§ Your goal: Leave out the pictures and repeat every record exactly.

§ Records shown:
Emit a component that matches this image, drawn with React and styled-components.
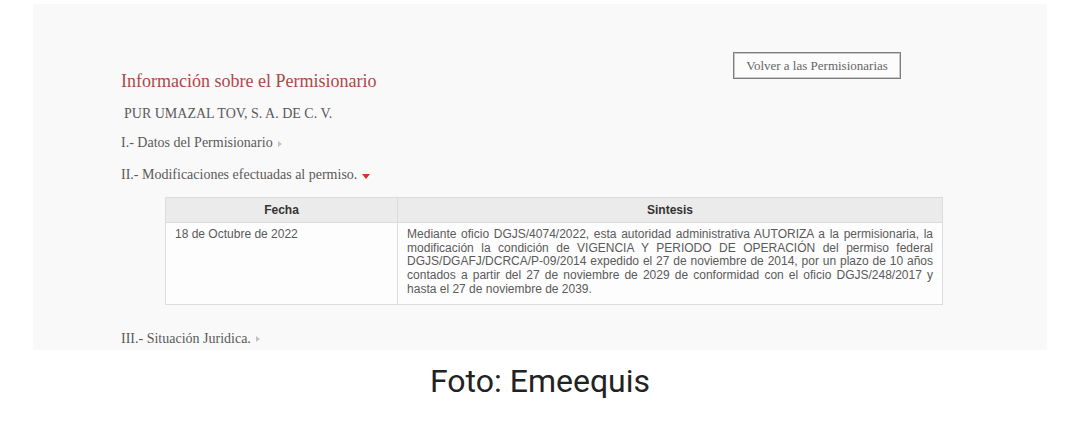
import React from "react"
import styled, { createGlobalStyle } from "styled-components"

const GlobalStyle = createGlobalStyle`
  html, body {
    margin: 0;
    padding: 0;
    background: #ffffff;
  }
  body {
    width: 1080px;
    height: 441px;
    overflow: hidden;
  }
`

const Page = styled.div`
  display: flex;
  flex-direction: column;
  align-items: center;
  padding-top: 4px;
`

const Shot = styled.section`
  box-sizing: border-box;
  width: 1014px;
  height: 346px;
  background: #f9f9f9;
  padding: 48px 146px 0 88px;
  overflow: hidden;
  font-family: "Liberation Serif", "Times New Roman", serif;
  color: #5a5a5a;
`

const TopBar = styled.div`
  display: flex;
  justify-content: space-between;
  align-items: flex-start;
`

const Title = styled.h2`
  margin: 18px 0 0;
  font-size: 18px;
  font-weight: normal;
  line-height: 22px;
  color: #ad4848;
`

const BackButton = styled.button`
  box-sizing: border-box;
  width: 168px;
  height: 27px;
  padding: 0;
  background: #fcfcfc;
  border: 1px solid #7d7d7d;
  box-shadow: inset 0 0 0 1px #c9c9c9;
  font-family: "Liberation Serif", "Times New Roman", serif;
  font-size: 13px;
  color: #666;
`

const Line = styled.div`
  margin-top: ${(p) => p.$gap}px;
  padding-left: ${(p) => p.$indent || 0}px;
  font-size: 14px;
  line-height: 18px;
  color: #5a5a5a;
  display: flex;
  align-items: center;
  gap: 5px;
`

const Arrow = styled.span`
  display: inline-block;
  width: 0;
  height: 0;
  ${(p) =>
    p.$open
      ? `
    border-left: 4px solid transparent;
    border-right: 4px solid transparent;
    border-top: 5px solid #d9302c;
    margin-top: 2px;
  `
      : `
    border-top: 3.5px solid transparent;
    border-bottom: 3.5px solid transparent;
    border-left: 4px solid #c4c4c4;
    margin-top: 1px;
  `}
`

const Table = styled.table`
  margin: 13px 0 0 44px;
  width: 778px;
  border-collapse: collapse;
  font-family: "Liberation Sans", Arial, sans-serif;
  font-size: 12px;
  background: #fdfdfd;
`

const Th = styled.th`
  height: 24px;
  padding: 0;
  background: #ebebeb;
  border: 1px solid #dcdcdc;
  color: #333;
  font-weight: bold;
  text-align: center;
  width: ${(p) => p.$w}px;
`

const Td = styled.td`
  box-sizing: border-box;
  vertical-align: top;
  padding: 5px 9px 7px 9px;
  border: 1px solid #dcdcdc;
  color: #5a5a5a;
  line-height: 13.7px;
  text-align: ${(p) => (p.$justify ? "justify" : "left")};
`

const Caption = styled.p`
  margin: 12px 0 0;
  font-family: Roboto, "Noto Sans", sans-serif;
  font-size: 32px;
  line-height: 38px;
  color: #222;
`

export default function App() {
  return (
    <>
      <GlobalStyle />
      <Page>
        <Shot>
          <TopBar>
            <Title>Información sobre el Permisionario</Title>
            <BackButton>Volver a las Permisionarias</BackButton>
          </TopBar>
          <Line $gap={13} $indent={3}>PUR UMAZAL TOV, S. A. DE C. V.</Line>
          <Line $gap={11}>
            I.- Datos del Permisionario <Arrow />
          </Line>
          <Line $gap={14}>
            II.- Modificaciones efectuadas al permiso. <Arrow $open />
          </Line>
          <Table>
            <thead>
              <tr>
                <Th $w={232}>Fecha</Th>
                <Th $w={546}>Sintesis</Th>
              </tr>
            </thead>
            <tbody>
              <tr>
                <Td>18 de Octubre de 2022</Td>
                <Td $justify>
                  Mediante oficio DGJS/4074/2022, esta autoridad administrativa
                  AUTORIZA a la permisionaria, la modificación la condición de
                  VIGENCIA Y PERIODO DE OPERACIÓN del permiso federal
                  DGJS/DGAFJ/DCRCA/P-09/2014 expedido el 27 de noviembre de 2014,
                  por un plazo de 10 años contados a partir del 27 de noviembre de
                  2029 de conformidad con el oficio DGJS/248/2017 y hasta el 27 de
                  noviembre de 2039.
                </Td>
              </tr>
            </tbody>
          </Table>
          <Line $gap={25}>
            III.- Situación Juridica. <Arrow />
          </Line>
        </Shot>
        <Caption>Foto: Emeequis</Caption>
      </Page>
    </>
  )
}
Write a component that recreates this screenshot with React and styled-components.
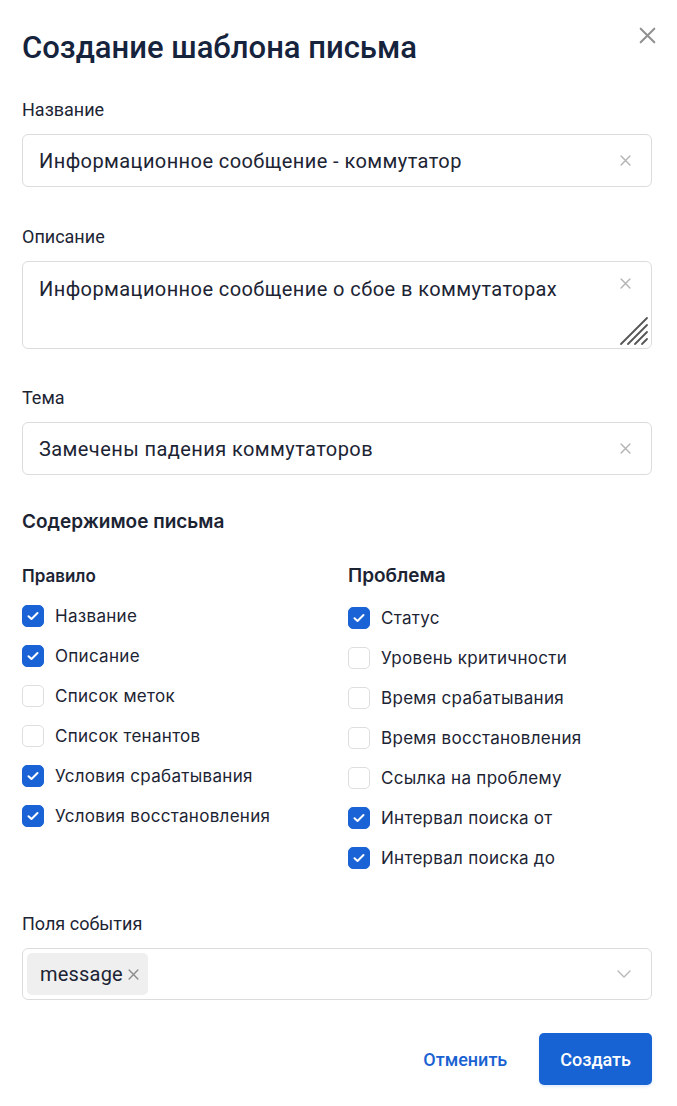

§ Result of the task:
Emit a component that matches this image, drawn with React and styled-components.
import React from "react"
import styled, { createGlobalStyle } from "styled-components"

const GlobalStyle = createGlobalStyle`
  html, body {
    margin: 0;
    padding: 0;
    background: #ffffff;
  }
  body {
    width: 1080px;
    height: 441px;
    overflow: hidden;
  }
`

const Page = styled.div`
  display: flex;
  flex-direction: column;
  align-items: center;
  padding-top: 4px;
`

const Shot = styled.section`
  box-sizing: border-box;
  width: 1014px;
  height: 346px;
  background: #f9f9f9;
  padding: 48px 146px 0 88px;
  overflow: hidden;
  font-family: "Liberation Serif", "Times New Roman", serif;
  color: #5a5a5a;
`

const TopBar = styled.div`
  display: flex;
  justify-content: space-between;
  align-items: flex-start;
`

const Title = styled.h2`
  margin: 18px 0 0;
  font-size: 18px;
  font-weight: normal;
  line-height: 22px;
  color: #ad4848;
`

const BackButton = styled.button`
  box-sizing: border-box;
  width: 168px;
  height: 27px;
  padding: 0;
  background: #fcfcfc;
  border: 1px solid #7d7d7d;
  box-shadow: inset 0 0 0 1px #c9c9c9;
  font-family: "Liberation Serif", "Times New Roman", serif;
  font-size: 13px;
  color: #666;
`

const Line = styled.div`
  margin-top: ${(p) => p.$gap}px;
  padding-left: ${(p) => p.$indent || 0}px;
  font-size: 14px;
  line-height: 18px;
  color: #5a5a5a;
  display: flex;
  align-items: center;
  gap: 5px;
`

const Arrow = styled.span`
  display: inline-block;
  width: 0;
  height: 0;
  ${(p) =>
    p.$open
      ? `
    border-left: 4px solid transparent;
    border-right: 4px solid transparent;
    border-top: 5px solid #d9302c;
    margin-top: 2px;
  `
      : `
    border-top: 3.5px solid transparent;
    border-bottom: 3.5px solid transparent;
    border-left: 4px solid #c4c4c4;
    margin-top: 1px;
  `}
`

const Table = styled.table`
  margin: 13px 0 0 44px;
  width: 778px;
  border-collapse: collapse;
  font-family: "Liberation Sans", Arial, sans-serif;
  font-size: 12px;
  background: #fdfdfd;
`

const Th = styled.th`
  height: 24px;
  padding: 0;
  background: #ebebeb;
  border: 1px solid #dcdcdc;
  color: #333;
  font-weight: bold;
  text-align: center;
  width: ${(p) => p.$w}px;
`

const Td = styled.td`
  box-sizing: border-box;
  vertical-align: top;
  padding: 5px 9px 7px 9px;
  border: 1px solid #dcdcdc;
  color: #5a5a5a;
  line-height: 13.7px;
  text-align: ${(p) => (p.$justify ? "justify" : "left")};
`

const Caption = styled.p`
  margin: 12px 0 0;
  font-family: Roboto, "Noto Sans", sans-serif;
  font-size: 32px;
  line-height: 38px;
  color: #222;
`

export default function App() {
  return (
    <>
      <GlobalStyle />
      <Page>
        <Shot>
          <TopBar>
            <Title>Información sobre el Permisionario</Title>
            <BackButton>Volver a las Permisionarias</BackButton>
          </TopBar>
          <Line $gap={13} $indent={3}>PUR UMAZAL TOV, S. A. DE C. V.</Line>
          <Line $gap={11}>
            I.- Datos del Permisionario <Arrow />
          </Line>
          <Line $gap={14}>
            II.- Modificaciones efectuadas al permiso. <Arrow $open />
          </Line>
          <Table>
            <thead>
              <tr>
                <Th $w={232}>Fecha</Th>
                <Th $w={546}>Sintesis</Th>
              </tr>
            </thead>
            <tbody>
              <tr>
                <Td>18 de Octubre de 2022</Td>
                <Td $justify>
                  Mediante oficio DGJS/4074/2022, esta autoridad administrativa
                  AUTORIZA a la permisionaria, la modificación la condición de
                  VIGENCIA Y PERIODO DE OPERACIÓN del permiso federal
                  DGJS/DGAFJ/DCRCA/P-09/2014 expedido el 27 de noviembre de 2014,
                  por un plazo de 10 años contados a partir del 27 de noviembre de
                  2029 de conformidad con el oficio DGJS/248/2017 y hasta el 27 de
                  noviembre de 2039.
                </Td>
              </tr>
            </tbody>
          </Table>
          <Line $gap={25}>
            III.- Situación Juridica. <Arrow />
          </Line>
        </Shot>
        <Caption>Foto: Emeequis</Caption>
      </Page>
    </>
  )
}
Write a component that recreates this screenshot with React and styled-components.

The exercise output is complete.